新開場した歌舞伎座の十周年の記念したこの一年、その最後をかざるにふさわしい破壊力をもった演目だ。中村獅童と初音ミクによる超歌舞伎『今昔饗宴千本桜』のことである。

この作品について、いまさら画期的だというつもりはない。この超歌舞伎シリーズはこの何年ものあいだ獅童によってさまざまな劇場で上演されてきた。幕張メッセで目のあたりにした、観客たちのとりつかれたようなあの熱狂から、もう何年も経つ。すでにおおくのファンを生み、あたらしい可能性をわたしたちにしめしてくれている。江戸時代の黎明期に歌舞伎が本来持っていたエネルギーは、まさにこの超歌舞伎のようなものであったに違いないと思わせる、圧倒的な求心力で客席を支配するさまは驚異的だ。そういう意味では、あたらしいとどうじに歌舞伎の原点を感じさせてくれるシリーズなのだ。

それでもやはり画期的といわざるを得ないのは、これが歌舞伎座の大歌舞伎本興行という本家本丸で上演されるということである。歌舞伎座再開場十周年のラストに超歌舞伎が選ばれたのは、もちろんコロナ以降の深刻な観客離れに悩む松竹の策だった(じっさいに客席は満員御礼である)のかもしれないが、結果的につぎの十年を楽しみなものにする英断だったといえるだろう。

中村獅童演じる佐藤忠信や澤村國矢の青龍が、純粋に歌舞伎としてみても水準の高い芝居を見せてくれていることも、このプロジェクトがたんなる話題性だけのものでないことを証明している。獅童はほんとうにこの数年、歌舞伎役者として格段にスキルアップした。忠信役者としては第一級だし、次世代の熊谷や知盛は獅童かと思わせる充実ぶり。國矢の敵役としての存在感、口跡のよさはあいかわらず素晴らしい。

初音ミクと歌舞伎の親和性については、以前も書いたとおりである。存在していないものを(が)存在するように見せる(見える)という、演劇のきわめて古典的なテーゼをある意味ではっきり具体化している。幽玄なるもの、つねならざるものへの憧憬は、おおくの歌舞伎作品に登場するテーマ。ヴァーチャルなものへの共感、憧れを隠すことがないいまのサブカルチャーと歌舞伎がみごとにかさなりあって、このうえなく現代的である。

ただ、何年もつづいているシリーズにしては、本質的な部分で初音ミクの芝居がうまくならない。以前は効果的に使用していたスモークによる演出がなくなり、たんに平面に映しだされることがほとんどで、かえってその輪郭の不自然なビビッドさが悪目立ちする。安易にムービーシーンを多用するのも舞台作品としては残念だ。テクニカルな面でも芝居の面でも、彼女のさらなる成長をのぞみたい。
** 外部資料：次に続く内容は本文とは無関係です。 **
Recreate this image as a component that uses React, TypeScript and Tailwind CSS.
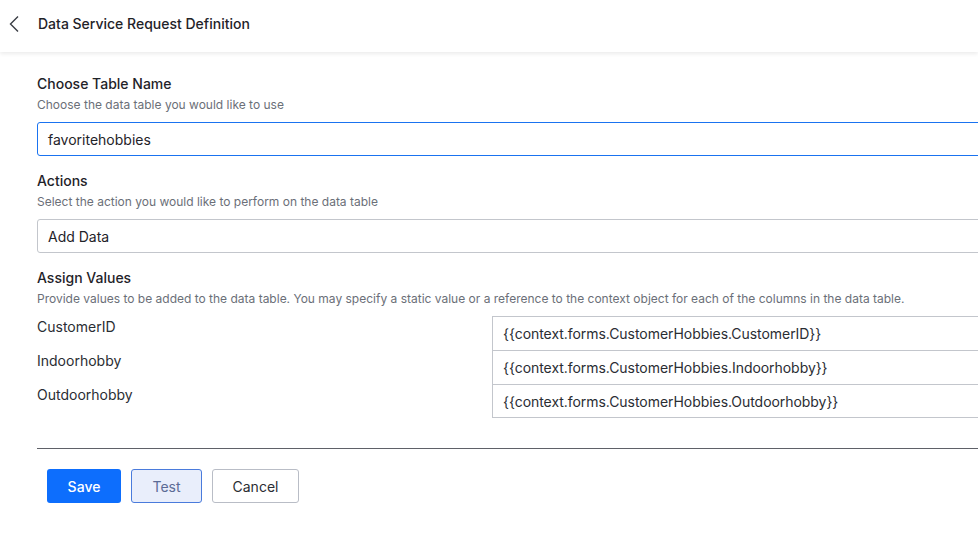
import React from "react";

const rows = [
  { label: "CustomerID", value: "{{context.forms.CustomerHobbies.CustomerID}}" },
  { label: "Indoorhobby", value: "{{context.forms.CustomerHobbies.Indoorhobby}}" },
  { label: "Outdoorhobby", value: "{{context.forms.CustomerHobbies.Outdoorhobby}}" },
];

export default function App() {
  return (
    <div className="min-h-screen w-full overflow-hidden bg-white font-['Inter','Liberation_Sans',sans-serif] text-[#1f2329]">
      <header className="relative z-10 flex h-[52px] items-center bg-white shadow-[0_2px_4px_rgba(0,0,0,0.08)]">
        <svg width="28" height="20" viewBox="0 0 28 20" className="ml-[2px] mt-[-4px]">
          <path d="M16 2.5 L8.5 10 L16 17.5" fill="none" stroke="#3a3d44" strokeWidth="1.4" />
        </svg>
        <h1 className="ml-[8px] mt-[-4px] text-[14px] font-medium leading-5">Data Service Request Definition</h1>
      </header>

      <main className="w-[1200px] pl-[37px] pt-[22px]">
        <section>
          <h2 className="text-[14px] font-medium leading-5">Choose Table Name</h2>
          <p className="mt-[3px] text-[12px] leading-4 text-[#6b6f78]">Choose the data table you would like to use</p>
          <div className="mt-[9px] flex h-[34px] items-center rounded-[3px] border border-[#1a73f0] pl-[10px] text-[14px] text-[#1f2329]">
            favoritehobbies
          </div>
        </section>

        <section className="mt-[15px]">
          <h2 className="text-[14px] font-medium leading-5">Actions</h2>
          <p className="mt-[3px] text-[12px] leading-4 text-[#6b6f78]">Select the action you would like to perform on the data table</p>
          <div className="mt-[9px] flex h-[34px] items-center rounded-[3px] border border-[#c3c6cc] pl-[10px] text-[14px] text-[#1f2329]">
            Add Data
          </div>
        </section>

        <section className="mt-[15px]">
          <h2 className="text-[14px] font-medium leading-5">Assign Values</h2>
          <p className="mt-[3px] text-[12px] leading-4 text-[#6b6f78]">
            Provide values to be added to the data table. You may specify a static value or a reference to the context object for each of the columns in the data table.
          </p>
          <div className="mt-[9px] flex flex-col">
            {rows.map((r, i) => (
              <div key={r.label} className="flex items-start">
                <div className="w-[455px] pt-[1px] text-[14px] leading-5 text-[#2a2d33]">{r.label}</div>
                <div
                  className={
                    "flex h-[34px] flex-1 items-center border-x border-t border-[#c3c6cc] pl-[10px] text-[14px] tracking-[-0.05px] text-[#2a2d33] " +
                    (i === rows.length - 1 ? "border-b" : "")
                  }
                >
                  {r.value}
                </div>
              </div>
            ))}
          </div>
        </section>

        <div className="mt-[30px] h-px bg-[#5f6168]" />

        <div className="ml-[10px] mt-[20px] flex gap-[10px]">
          <button className="h-[34px] w-[74px] rounded-[3px] bg-[#0d6efd] text-[14px] font-medium text-white">Save</button>
          <button className="h-[34px] w-[71px] rounded-[3px] border border-[#4a7bdc] bg-[#e9eefb] text-[14px] text-[#5b6b96]">Test</button>
          <button className="h-[34px] w-[87px] rounded-[3px] border border-[#b9bdc6] bg-white text-[14px] text-[#2a2d33]">Cancel</button>
        </div>
      </main>
    </div>
  );
}
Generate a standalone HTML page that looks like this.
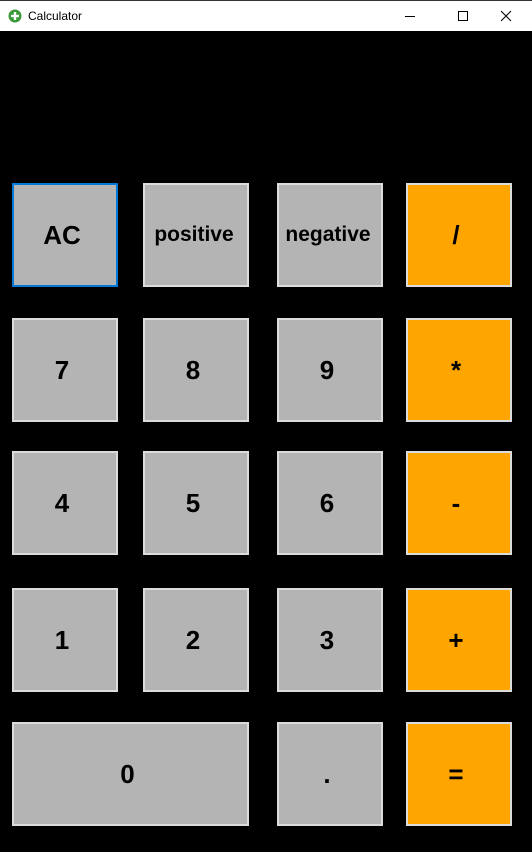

台本や演出にも問題はたくさんある。序幕はあまりに台本が整理されていない。時代物における発端の場が冗長でドラマに欠けるのはいまにはじまったことではないが、そんなことまで踏襲することはないだろう。せっかく参加した中村勘九郎と七之助兄弟も、取ってつけたような出番しかない。これではただの友情出演(そうなのかもしれないが)にすぎない。歌舞伎の演目としてもっと再演をかさね成長していくには、いろいろな役者が参加できることが不可欠で、そのためにはその役者の見せ場や参加する必然性を確保しなければならない。また序幕といえば、あまりに大道具が古典的すぎてにつかわしくないのにも閉口した。先日の『文七元結物語』の大胆なセットを思えば、アイディアひとつでもっと可能性があるだろうに。まだ二日目だから仕方ないのかもしれないが、ありえないようなマイクノイズや音声トラブルの連続。そして生音とマイクをとおした音とのバランスを見つけていくのも、今後の課題だろう。

しかし、すべての疑問点は大詰になってふっとんでしまう。佐藤忠信が客席に呼びかけ、桜の花をみんなで咲かそうというクライマックスはなんど観ても圧倒的。前口上で獅童が客席に質問したときにわかったことだが、客席の過半がはじめて超歌舞伎を観るのだという。そんな観客たちが、幕切れには獅童に煽られてペンライトを振り声をあげている。もともとの超歌舞伎のファン層らしい若い女性や、オタク然としたオジサンたちだけではない。年配の御婦人やきむずかしそうな白髪の紳士までもが立ちあがって手拍子をしペンライトを振るのである。超歌舞伎が、超歌舞伎ファンだけでない層をもしっかりと巻きこんでいるさまは、歌舞伎がまだまだ生きたジャンルであることを確信させる光景だ。

幕が閉まったあと、数分におよぶ長い長い拍手がつづいた。あきらめずに手をたたきつづける観客にこたえてふたたび姿を表した獅童。「あたらしい歴史をつくりましょう」といったそのちからづよい挨拶は、この役者が生みだす歌舞伎を今後ものがさず観たいと思わせるものだった。